I have more than one input files like this:
>1aab_
GKGDPKKPRGKMSSYAFFVQTSREEHKKKHPDASVNFSEFSKKCSERWKT
MSAKEKGKFEDMAKADKARYEREMKTYIPPKGE
>1j46_A
MQDRVKRPMNAFIVWSRDQRRKMALENPRMRNSEISKQLGYQWKMLTEAE
KWPFFQEAQKLQAMHREKYPNYKYRPRRKAKMLPK
>1k99_A
MKKLKKHPDFPKKPLTPYFRFFMEKRAKYAKLHPEMSNLDLTKILSKKYK
ELPEKKKMKYIQDFQREKQEFERNLARFREDHPDLIQNAKK
>2lef_A
MHIKKPLNAFMLYMKEMRANVVAESTLKESAAINQILGRRWHALSREEQA
KYYELARKERQLHMQLYPGWSARDNYGKKKKRKREK
Here, what I have to do:
vector <string> names;
vector <string> seqs;
names.resize(total); //"total" is already known.
seqs.resize(total);
counter=0;char input;
while ((input = myInput.get()) != EOF)
{
if(input=='>')
names[counter]= take all line (>1aab_, >1j46_A, so...)
else
untill the see next '>' append the character into sequence[counter]
counter++;
}
Finally it will be like this:
names[0]=">1aab_"
sequence[0]="GKGDPKKPRGKMSSYAFFVQTSREEHKKKHPDASVNFSEFSKKCSERWKTMSAKEKGKFEDMAKADKARYEREMKTYIPPKGE"
and so on..
I am thinking about for 2 hours and I couldn't figure out it. Can anyone help about that? Thanks in advance.
There's a few ways to solve it; I'll present some examples but I'm not testing/compiling this code, so there may be minor bugs - the logic is the important bit.
Since your pseudocode appears to be processing the input character by character, I've taken that as a requirement.
The way you seem to be thinking about it would be implemented with essentially a pair of loops - one for reading the name, the other for reading the sequence - which are enclosed in an outer loop, in order to process all records.
This would look something like the following:
// first character in file should be a '>', indicating the start
// of a record.
input = myInput.get();
if (input != '>')
{
std::cerr << "Malformed input file!" << std::endl;
return /*...*/;
}
do
{
// record name continues up until the newline
while ((input = myInput.get()) != EOF)
{
if (input == '\n' || input == '\r')
break;
names[counter].push_back(input);
}
// read sequence until we hit a '>' or EOF
while ((input = myInput.get()) != EOF)
{
if (input == '>')
{
// advance to next record number
counter++;
break;
}
sequence[counter].push_back(input);
}
} while (input != EOF && counter < total);
You'll also notice I moved the check for the initial '>' to before the loop, just as a way of ingesting (and discarding) the character, as well as a basic sanity check of the input. This is because we really use this character to mark the end of the sequence (rather than the "start of a record") - when we enter the loop, we assume we're already reading the record name.

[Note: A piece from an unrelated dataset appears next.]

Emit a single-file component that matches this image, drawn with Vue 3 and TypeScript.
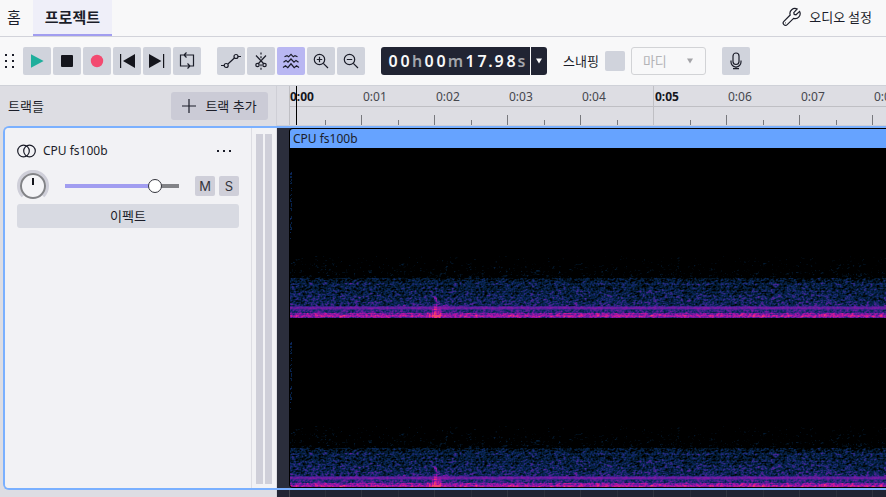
<script setup lang="ts">
import { nextTick, onBeforeUnmount, onMounted, ref } from 'vue'

interface TimeChar {
  text: string
  kind: 'digit' | 'unit' | 'wide' | 'point'
}

const time: TimeChar[] = [...'00h00m17.98s'].map((text) => ({
  text,
  kind: text === 'm' ? 'wide' : text === '.' ? 'point' : /\d/.test(text) ? 'digit' : 'unit',
}))

const seconds = Array.from({ length: 40 }, (_, n) => ({
  n,
  label: `${Math.floor(n / 60)}:${String(n % 60).padStart(2, '0')}`,
}))

const volume = ref(83)
const spectral = ref(true)
const snapping = ref(false)

const canvas = ref<HTMLCanvasElement | null>(null)
const CHANNEL = 170

function randomSource(seed: number): () => number {
  let s = seed
  return () => {
    s = (s + 0x6d2b79f5) | 0
    let t = Math.imul(s ^ (s >>> 15), 1 | s)
    t = (t + Math.imul(t ^ (t >>> 7), 61 | t)) ^ t
    return ((t ^ (t >>> 14)) >>> 0) / 4294967296
  }
}

// Level 0..1 to black, navy, indigo, purple, magenta, coral.
const stops: [number, number, number, number][] = [
  [0, 0, 0, 0],
  [0.16, 3, 24, 44],
  [0.32, 8, 38, 88],
  [0.46, 46, 38, 130],
  [0.62, 108, 26, 160],
  [0.78, 166, 20, 164],
  [0.9, 214, 30, 140],
  [1, 240, 66, 110],
]

function colour(level: number): [number, number, number] {
  const v = Math.max(0, Math.min(1, level))
  for (let i = 1; i < stops.length; i++) {
    const a = stops[i - 1]
    const b = stops[i]
    if (v <= b[0]) {
      const k = (v - a[0]) / (b[0] - a[0])
      return [a[1] + (b[1] - a[1]) * k, a[2] + (b[2] - a[2]) * k, a[3] + (b[3] - a[3]) * k]
    }
  }
  return [240, 66, 110]
}

// Mean level and spread for a row inside one channel.
function profile(y: number): [number, number] {
  if (y < 108) return [-1, 0]
  if (y < 130) return [-0.2 + (y - 108) * 0.005, 0.42]
  if (y === 158 || y === 161) return [0.5, 0.16]
  if (y === 159 || y === 160) return [0.62, 0.1]
  if (y < 158) {
    const band = y === 135 || y === 136 ? 0.1 : y === 143 ? 0.06 : 0
    return [0.13 + (y - 130) * 0.0075 + band, 0.4]
  }
  if (y < 165) return [0.44, 0.32]
  if (y < 167) return [0.66, 0.36]
  if (y < 169) return [0.78, 0.3]
  return [0.6, 0.36]
}

function draw() {
  const el = canvas.value
  if (!el) return
  const width = Math.max(1, el.clientWidth)
  el.width = width
  el.height = CHANNEL * 2
  const ctx = el.getContext('2d')
  if (!ctx) return
  const image = ctx.createImageData(width, CHANNEL * 2)
  const rnd = randomSource(71)
  const span = width + 2
  const field = Float32Array.from({ length: span * (CHANNEL + 1) }, () => rnd())
  for (let y = 0; y < CHANNEL; y++) {
    const [mean, spread] = profile(y)
    for (let x = 0; x < width; x++) {
      const at = y * span + x
      // Neighbouring bins leak into each other, more along time than frequency.
      const mixed =
        field[at] * 0.36 + field[at + 1] * 0.28 + field[at + 2] * 0.08 + field[at + span] * 0.18 + field[at + span + 1] * 0.1
      let level = mean + (mixed - 0.5) * spread * 1.9
      if (x < 2 && y > 16 && y < 92) level = mixed > 0.56 ? mixed * 0.42 : 0
      const d = x - 145
      if (y >= 149 && Math.abs(d) < 2) level += 0.22
      if (y >= 161 && d > -4 && d < 6) level += 0.24
      else if (y >= 153 && d >= 2 && d < 18) level += 0.12 * (1 - d / 24)
      const [r, g, b] = colour(level)
      for (let c = 0; c < 2; c++) {
        const i = ((c * CHANNEL + y) * width + x) * 4
        image.data[i] = r
        image.data[i + 1] = g
        image.data[i + 2] = b
        image.data[i + 3] = 255
      }
    }
  }
  ctx.putImageData(image, 0, 0)
}

onMounted(async () => {
  await nextTick()
  draw()
  window.addEventListener('resize', draw)
})
onBeforeUnmount(() => window.removeEventListener('resize', draw))
</script>

<template>
  <div class="app">
    <header class="top">
      <nav class="tabs">
        <a class="tab" href="#home">홈</a>
        <a class="tab current" href="#project">프로젝트</a>
      </nav>
      <button class="audio" type="button">
        <svg width="20" height="20" viewBox="0 0 20 20" class="line">
          <path d="M15.2 2 A5 5 0 0 0 8.2 8 L1.9 14.4 A2.3 2.3 0 0 0 5.2 17.7 L11.6 11.4 A5 5 0 0 0 17.6 4.4 L14 7.8 L12.2 7.4 L11.8 5.6 Z" />
          <path d="M3.4 15.9h.6" />
        </svg>
        <span>오디오 설정</span>
      </button>
    </header>

    <div class="toolbar" role="toolbar">
      <svg class="grip" width="10" height="16" viewBox="0 0 10 16">
        <g fill="#1b1d29">
          <rect x="0" y="1" width="2" height="2" /><rect x="7" y="1" width="2" height="2" />
          <rect x="0" y="7" width="2" height="2" /><rect x="7" y="7" width="2" height="2" />
          <rect x="0" y="13" width="2" height="2" /><rect x="7" y="13" width="2" height="2" />
        </g>
      </svg>

      <div class="group">
        <button class="tool" type="button" aria-label="재생">
          <svg width="28" height="28" viewBox="0 0 28 28"><path d="M8 7.2 L20.6 14 L8 20.8Z" fill="#1fae9c" /></svg>
        </button>
        <button class="tool" type="button" aria-label="정지">
          <svg width="28" height="28" viewBox="0 0 28 28"><rect x="8" y="8" width="12" height="12" rx="1" fill="#14151c" /></svg>
        </button>
        <button class="tool" type="button" aria-label="녹음">
          <svg width="28" height="28" viewBox="0 0 28 28"><circle cx="14" cy="14" r="6.2" fill="#f34a70" /></svg>
        </button>
        <button class="tool" type="button" aria-label="처음으로">
          <svg width="28" height="28" viewBox="0 0 28 28" fill="#14151c"><rect x="7" y="7" width="1.2" height="14" /><path d="M22 7 V21 L10 14Z" /></svg>
        </button>
        <button class="tool" type="button" aria-label="끝으로">
          <svg width="28" height="28" viewBox="0 0 28 28" fill="#14151c"><rect x="20" y="7" width="1.2" height="14" /><path d="M6 7 V21 L18.4 14Z" /></svg>
        </button>
        <button class="tool" type="button" aria-label="반복">
          <svg width="28" height="28" viewBox="0 0 28 28" class="line">
            <path d="M10.5 8 H7.5 V19 H17 M14.5 16.5 L17 19 L14.5 21.5 M17.5 19 H20.5 V8 H11 M13.5 5.5 L11 8 L13.5 10.5" />
          </svg>
        </button>
      </div>

      <div class="group">
        <button class="tool" type="button" aria-label="엔벨로프">
          <svg width="28" height="28" viewBox="0 0 28 28" class="line">
            <path d="M4 18.5h3.2M10.9 17 L17.4 11M20.9 9.5H24" /><circle cx="9.2" cy="18.5" r="2" /><circle cx="19" cy="9.5" r="2" />
          </svg>
        </button>
        <button class="tool" type="button" aria-label="분할">
          <svg width="28" height="28" viewBox="0 0 28 28" class="line">
            <path d="M9 8.5 L17 17M19 8.5 L11 17" /><circle cx="10.5" cy="18" r="1.7" /><circle cx="17.5" cy="18" r="1.7" />
            <path d="M14 5.5v2M14 9.2v2M14 17.2v2M14 20.8v2" />
          </svg>
        </button>
        <button class="tool" :class="{ on: spectral }" type="button" aria-label="스펙트럼" @click="spectral = !spectral">
          <svg width="28" height="28" viewBox="0 0 28 28" class="line">
            <path d="M7.5 9.8 L10 8.6 L11.6 9.8 L14 7.4 L16.3 9.8 L18 8.6 L20.5 9.8" />
            <path d="M6.5 15.2 L9 13.4 L11 15.2 L14 12 L17 15.2 L19 13.4 L21.5 15.2" />
            <path d="M6 20.6 L8.5 18.8 L10.8 20.6 L14 16.8 L17.2 20.6 L19.5 18.8 L22 20.6" />
          </svg>
        </button>
        <button class="tool" type="button" aria-label="확대">
          <svg width="28" height="28" viewBox="0 0 28 28" class="line">
            <circle cx="12.5" cy="12.5" r="5.2" /><path d="M16.3 16.3 L21 21M9.8 12.5h5.4M12.5 9.8v5.4" />
          </svg>
        </button>
        <button class="tool" type="button" aria-label="축소">
          <svg width="28" height="28" viewBox="0 0 28 28" class="line">
            <circle cx="12.5" cy="12.5" r="5.2" /><path d="M16.3 16.3 L21 21M9.8 12.5h5.4" />
          </svg>
        </button>
      </div>

      <div class="clock">
        <div class="time">
          <span v-for="(c, i) in time" :key="i" :class="c.kind">{{ c.text }}</span>
        </div>
        <button class="time-menu" type="button" aria-label="시간 형식">
          <svg width="6" height="6" viewBox="0 0 6 6"><path d="M0 .5H6L3 5.5Z" fill="#fff" /></svg>
        </button>
      </div>

      <div class="snap">
        <label for="snap">스내핑</label>
        <input id="snap" v-model="snapping" type="checkbox" />
        <div class="picker">
          <select aria-label="스내핑 단위" :disabled="!snapping">
            <option>마디</option>
          </select>
          <svg width="6" height="6" viewBox="0 0 6 6"><path d="M0 .5H6L3 5.5Z" fill="#a4a4a8" /></svg>
        </div>
      </div>

      <button class="tool" type="button" aria-label="마이크">
        <svg width="28" height="28" viewBox="0 0 28 28" class="line">
          <rect x="11" y="6" width="6" height="11.5" rx="3" />
          <path d="M9 13.5 V15 A5 5 0 0 0 19 15 V13.5M14 20v1.6M11 21.7h6" />
        </svg>
      </button>
    </div>

    <main class="project">
      <div class="heads">
        <div class="panel-head">
          <span>트랙들</span>
          <button class="add" type="button">
            <svg width="14" height="14" viewBox="0 0 14 14" class="line"><path d="M7 0v14M0 7h14" /></svg>
            트랙 추가
          </button>
        </div>
        <div class="ruler">
          <div v-for="s in seconds" :key="s.n" class="second" :class="{ major: s.n % 5 === 0, first: s.n === 0 }">
            <span>{{ s.label }}</span>
            <i></i>
          </div>
          <div class="playhead"></div>
        </div>
      </div>

      <section class="track">
        <div class="panel">
          <div class="controls">
            <div class="title">
              <svg width="20" height="14" viewBox="0 0 20 14" class="line"><circle cx="6.5" cy="7" r="5.8" /><circle cx="12.5" cy="7" r="5.8" /></svg>
              <span>CPU fs100b</span>
              <button type="button" class="more" aria-label="트랙 메뉴">
                <svg width="16" height="4" viewBox="0 0 16 4" fill="#1b1d29"><rect x="1" y="1" width="2" height="2" /><rect x="7" y="1" width="2" height="2" /><rect x="13" y="1" width="2" height="2" /></svg>
              </button>
            </div>
            <div class="mix">
              <svg class="knob" width="32" height="32" viewBox="0 0 32 32">
                <path d="M5.8 26.2 A14.5 14.5 0 1 1 26.2 26.2" fill="none" stroke="#cfcfd9" stroke-width="3" />
                <circle cx="16" cy="16" r="12" fill="#f4f4f7" stroke="#828387" stroke-width="2" />
                <path d="M16 8v7" stroke="#14151c" stroke-width="2" />
              </svg>
              <input
                v-model.number="volume" class="volume" type="range" min="0" max="100" aria-label="볼륨"
                :style="{ '--level': volume + '%' }"
              />
              <button type="button" class="small">M</button>
              <button type="button" class="small">S</button>
            </div>
            <button type="button" class="effects">이펙트</button>
          </div>
          <div class="meters"><i></i><i></i></div>
        </div>
        <div class="lane">
          <article class="clip">
            <h2>CPU fs100b</h2>
            <canvas ref="canvas"></canvas>
          </article>
        </div>
      </section>

      <div class="rest">
        <div class="rest-panel"></div>
        <div class="rest-lane"><i></i></div>
      </div>
    </main>
  </div>
</template>

<style>
body {
  margin: 0;
}
</style>

<style scoped>
* {
  box-sizing: border-box;
}
.app {
  display: flex;
  flex-direction: column;
  min-height: 100vh;
  overflow: hidden;
  background: #f8f8f9;
  color: #1b1d29;
  font: 13px/18px 'Noto Sans', 'Noto Sans CJK KR', sans-serif;
}
button,
select {
  padding: 0;
  border: 0;
  background: none;
  color: inherit;
  font: inherit;
}
svg {
  display: block;
  flex: none;
}
.line {
  fill: none;
  stroke: #1b1d29;
  stroke-width: 1.2;
}
.top {
  display: flex;
  justify-content: space-between;
  height: 37px;
  border-bottom: 1px solid #d2d3da;
  font-family: 'Noto Sans CJK KR', sans-serif;
}
.tabs {
  display: flex;
}
.tab {
  display: flex;
  align-items: center;
  padding: 0 12px 2px 7px;
  color: inherit;
  font-size: 15px;
  text-decoration: none;
}
.tab.current {
  padding: 0 12px;
  border-bottom: 2px solid #a19df0;
  background: #efeff9;
  font-weight: 700;
}
.audio {
  display: flex;
  align-items: center;
  gap: 7px;
  padding: 0 14px 2px 0;
}
.toolbar {
  display: flex;
  align-items: center;
  gap: 16px;
  height: 48px;
  padding-left: 5px;
}
.grip {
  margin-right: -8px;
}
.group {
  display: flex;
  gap: 2px;
}
.tool {
  width: 28px;
  height: 28px;
  border-radius: 2px;
  background: #d0d3dc;
}
.tool.on {
  background: #b9b7f2;
}
.clock {
  display: flex;
  gap: 1px;
  height: 28px;
  color: #f8f8f9;
}
.time {
  display: flex;
  align-items: center;
  width: 149px;
  padding-left: 6px;
  border-radius: 3px 0 0 3px;
  background: #212433;
  font-size: 16px;
  font-weight: 600;
}
.time span {
  display: flex;
  justify-content: center;
  width: 12px;
}
.time .wide {
  width: 17px;
}
.time .point {
  width: 5px;
}
.time .unit,
.time .wide {
  color: #a3a5ab;
}
.time .unit:last-child {
  width: 9px;
}
.time-menu {
  display: grid;
  place-items: center;
  width: 16px;
  border-radius: 0 3px 3px 0;
  background: #212433;
}
.snap {
  display: flex;
  align-items: center;
  gap: 6px;
}
.snap input {
  width: 20px;
  height: 20px;
  margin: 0;
  border-radius: 2px;
  background: #d0d3dc;
  appearance: none;
}
.picker {
  display: grid;
  align-items: center;
  width: 75px;
}
.picker > * {
  grid-area: 1 / 1;
}
.picker select {
  height: 28px;
  padding-left: 11px;
  border: 1px solid #d2d3d6;
  border-radius: 3px;
  color: #b3b3b6;
  opacity: 1;
  appearance: none;
}
.picker svg {
  justify-self: end;
  margin-right: 13px;
  pointer-events: none;
}
.project {
  display: flex;
  flex: 1;
  flex-direction: column;
  background: #dddde3;
}
.heads {
  display: flex;
  height: 41px;
  border-top: 1px solid #cfd1d8;
}
.panel-head {
  display: flex;
  flex: none;
  align-items: center;
  justify-content: space-between;
  width: 277px;
  padding: 0 8px;
  border-right: 1px solid #cfcfd6;
}
.add {
  display: flex;
  align-items: center;
  justify-content: center;
  gap: 9px;
  width: 97px;
  height: 28px;
  border-radius: 3px;
  background: #cbcbd6;
}
.ruler {
  position: relative;
  display: flex;
  flex: 1;
  min-width: 0;
  padding-left: 12px;
  overflow: hidden;
  border-bottom: 1px solid #cfcfd6;
}
.second {
  display: flex;
  flex: none;
  flex-direction: column;
  width: 73px;
  color: #46474e;
  font-size: 12px;
}
.second.first {
  width: 72px;
}
.second span {
  height: 21px;
  padding-left: 2px;
  border-bottom: 1px solid #bfbfc4;
  line-height: 22px;
}
.second i {
  flex: 1;
  background:
    linear-gradient(#77787d, #77787d) 0 100% / 1px 10px no-repeat,
    linear-gradient(#77787d, #77787d) 37px 100% / 1px 5px no-repeat;
}
.second.major {
  border-left: 1px solid #bfbfc4;
  color: #14151c;
  font-weight: 700;
}
.second.major span {
  padding-left: 1px;
}
.second.major i {
  background: linear-gradient(#77787d, #77787d) 36px 100% / 1px 5px no-repeat;
}
.second.first i {
  background-position: 35px 100%;
}
.second.first span {
  padding-left: 0;
}
.playhead {
  position: absolute;
  top: 0;
  bottom: 0;
  left: 19px;
  width: 1px;
  background: #000;
}
.track {
  display: flex;
  margin-left: 3px;
  overflow: hidden;
  border: 2px solid #7ab0ff;
  border-right: 0;
  border-radius: 6px 0 0 6px;
}
.panel {
  display: flex;
  flex: none;
  width: 272px;
  border-right: 1px solid #dddde3;
  background: #f2f2f5;
}
.controls {
  flex: 1;
  padding: 14px 12px;
}
.title {
  display: flex;
  align-items: center;
  gap: 6px;
  height: 18px;
  font-size: 12px;
}
.more {
  margin-left: auto;
  padding: 6px 7px;
}
.mix {
  display: flex;
  align-items: center;
  height: 32px;
  margin-top: 10px;
}
.volume {
  width: 114px;
  height: 16px;
  margin: 0 16px;
  border-radius: 2px;
  background: linear-gradient(90deg, #a19df0 var(--level), #828387 var(--level)) center / 100% 4px no-repeat;
  appearance: none;
}
.volume::-webkit-slider-thumb {
  width: 14px;
  height: 14px;
  border: 1px solid #33343c;
  border-radius: 50%;
  background: #fff;
  appearance: none;
}
.small {
  width: 20px;
  height: 20px;
  border-radius: 2px;
  background: #cfcfd9;
  font-family: Inter, sans-serif;
  font-weight: 400;
  color: #33343c;
}
.small + .small {
  margin-left: 4px;
}
.effects {
  width: 100%;
  height: 24px;
  margin-top: 2px;
  border-radius: 3px;
  background: #d8dae2;
}
.meters {
  display: flex;
  gap: 2px;
  padding: 6px 4px 4px;
  border-left: 1px solid #dddde3;
}
.meters i {
  width: 7px;
  background: #cfcfd9;
}
.lane {
  flex: 1;
  min-width: 0;
  padding-left: 12px;
  background: #2b2e3c;
}
.clip {
  overflow: hidden;
  border: 1px solid #000;
  border-right: 0;
  border-radius: 4px 0 0 4px;
  background: #000;
}
.clip h2 {
  height: 19px;
  margin: 0;
  padding-left: 3px;
  background: #66a3ff;
  font-size: 12px;
  font-weight: 400;
  line-height: 20px;
}
.clip canvas {
  display: block;
  width: 100%;
  height: 340px;
  margin-bottom: -1px;
}
.rest {
  display: flex;
  flex: 1;
}
.rest-panel {
  width: 277px;
  border-right: 1px solid #cfcfd6;
}
.rest-lane {
  display: flex;
  flex: 1;
  padding-left: 12px;
  background: #212433;
}
.rest-lane i {
  flex: 1;
  border-left: 1px solid #44474f;
  background:
    repeating-linear-gradient(90deg, transparent 0 71px, #30333f 71px 72px, transparent 72px 73px),
    repeating-linear-gradient(90deg, transparent 0 35px, #2b2e3b 35px 36px, transparent 36px 73px);
}
</style>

Another way to approach it is to use a state machine. Essentially, this utilises additional variables to track the state the parser is in.
For this particular case, you only have two states: either you're reading a record name, or the sequence. So, we can just use a single boolean to track which state we're in.
Armed with the state variable, we can then make decisions about what to do with the character we just read based upon the state we're in. At the simplest level here, if we're in "read the record name" state, we add the character to the names variable, otherwise we add it to the sequence variable.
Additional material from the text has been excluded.